Machado publicly dedicated her Nobel win to the suffering people of Venezuela and singled out President Trump for his “decisive support” for her cause, a dramatic and telling endorsement from someone on the front lines of a real struggle against tyranny. That dedication reads like moral confirmation to millions who saw Trump stand with oppressed Venezuelans while other Western elites looked the other way.
The White House didn’t mince words, accusing the Nobel Committee of putting politics ahead of peace after an effort that helped secure hostage releases and a cease-fire in Gaza. The administration even confirmed a congratulatory call between President Trump and Machado, underscoring that the president was more interested in saving lives than collecting trophies — yet the committee still turned its back.
Let’s be blunt: conservatives have long argued that peace is made through strength and clear negotiation, not virtue signaling. From the Abraham Accords to the recent Gaza deal and hostage releases, Trump’s foreign policy produced tangible, measurable results while many critics waved the empty banner of process over outcome. Those results, not handwringing from elites in Oslo, are what actually matter to families who sleep safer tonight because hostages came home.

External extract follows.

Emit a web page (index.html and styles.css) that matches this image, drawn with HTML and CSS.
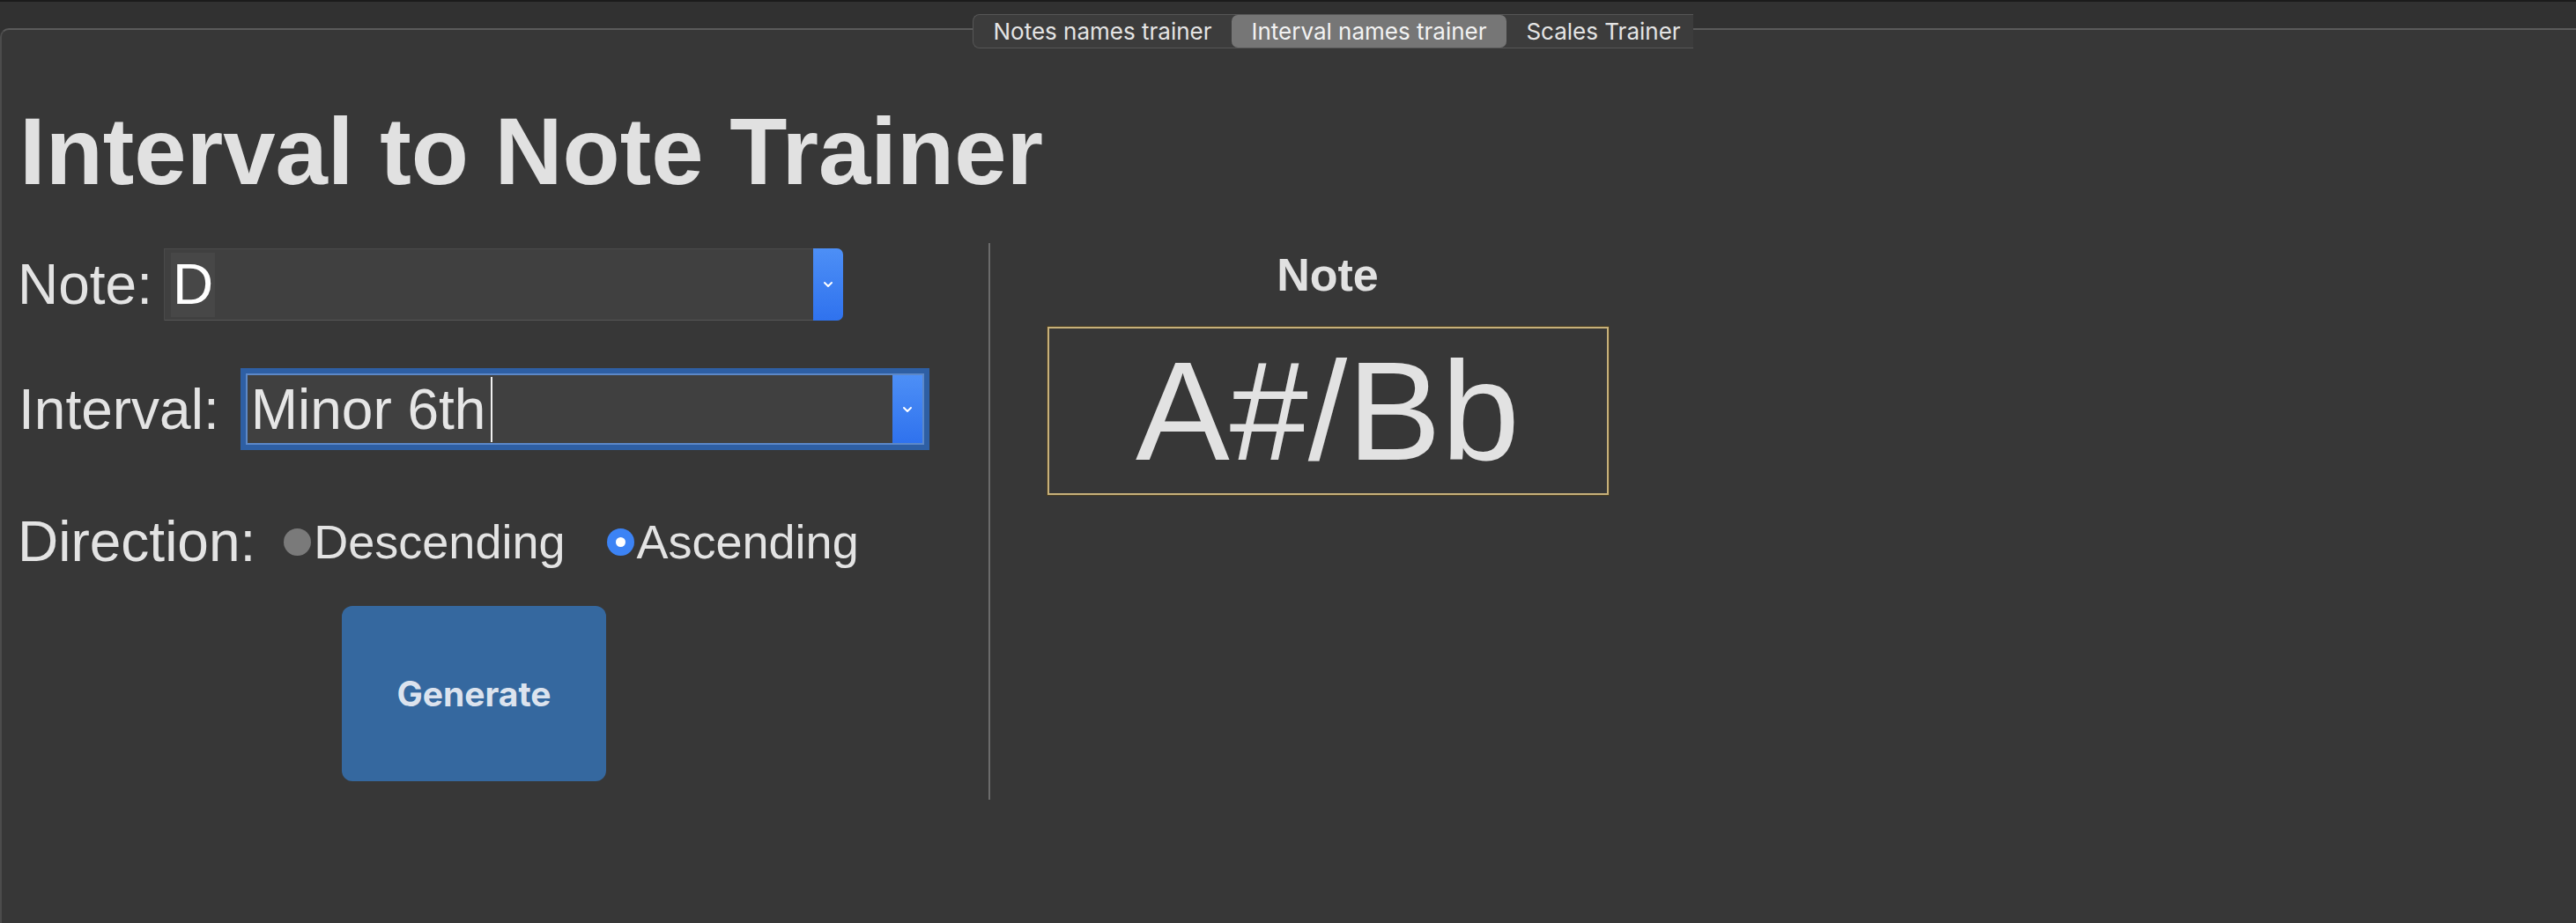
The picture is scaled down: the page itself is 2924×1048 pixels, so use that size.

It’s also worth noting that the Nobel Committee’s timing and choices often reflect politics as much as principle — the committee finalized this year’s decision before some of the most significant diplomatic moves concluded, and many pro-Trump nominations were filed too late to count. Meanwhile, the committee chose to spotlight Venezuela’s courageous resistance, a valid selection, but one that also conveniently sidesteps rewarding the hard, messy work of brokering peace among sworn enemies.
Americans should smell the bias. When institutions built to honor true achievement start playing identity politics and ranking symbolic purity over actual outcomes, they lose credibility. Conservatives don’t want a medal for presidents; we want secure borders, fewer wars, and hostages returned — and on those scores, the record of decisive action speaks louder than any committee statement.
If patriots take anything from this snub, let it be clarity: the global ruling class will keep its pet narratives and its safe choices, but history will remember the people who negotiated peace and defended freedom. María Corina Machado’s dedication of her prize to President Trump is a public acknowledgement that real allies recognize real results, and that alone is a kind of vindication for anyone who values courage over consensus.